Set problem:
Skip the pictures. Repeat everything else in the records word for word.

Data records:
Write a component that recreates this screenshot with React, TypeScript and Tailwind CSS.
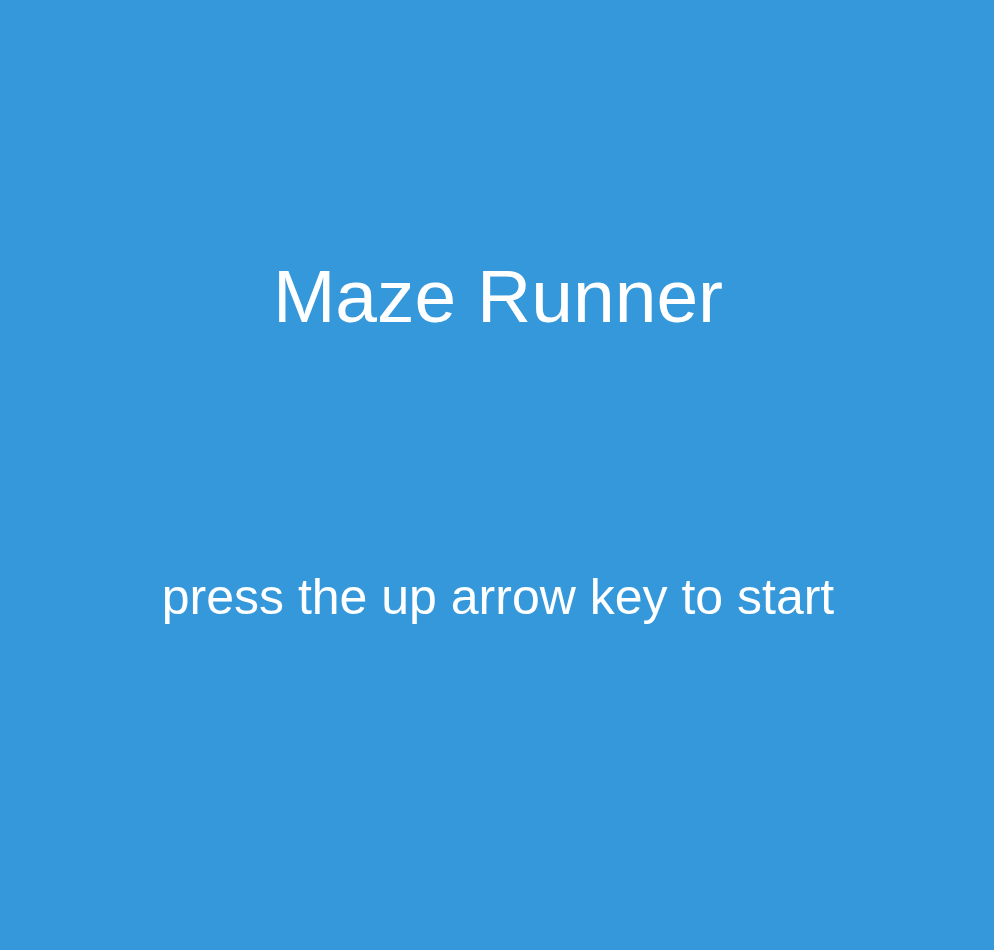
export default function App() {
  return (
    <div className="flex h-[950px] w-full flex-col items-center bg-[#3498db] pt-[259px] font-['Liberation_Sans',Arial,sans-serif] text-white">
      <h1 className="pl-[2px] text-[75px] leading-none">Maze Runner</h1>
      <p className="mt-[238px] pl-[2px] text-[50px] leading-none">press the up arrow key to start</p>
    </div>
  );
}
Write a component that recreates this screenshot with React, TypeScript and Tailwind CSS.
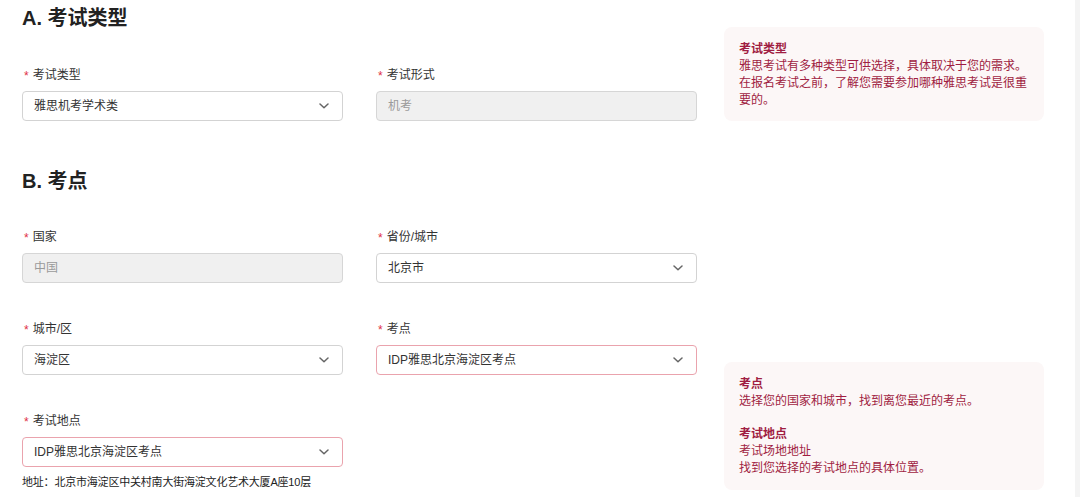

Task solution:
Write a component that recreates this screenshot with React, TypeScript and Tailwind CSS.
export default function App() {
  return (
    <div className="flex h-[950px] w-full flex-col items-center bg-[#3498db] pt-[259px] font-['Liberation_Sans',Arial,sans-serif] text-white">
      <h1 className="pl-[2px] text-[75px] leading-none">Maze Runner</h1>
      <p className="mt-[238px] pl-[2px] text-[50px] leading-none">press the up arrow key to start</p>
    </div>
  );
}
Write a component that recreates this screenshot with React, TypeScript and Tailwind CSS.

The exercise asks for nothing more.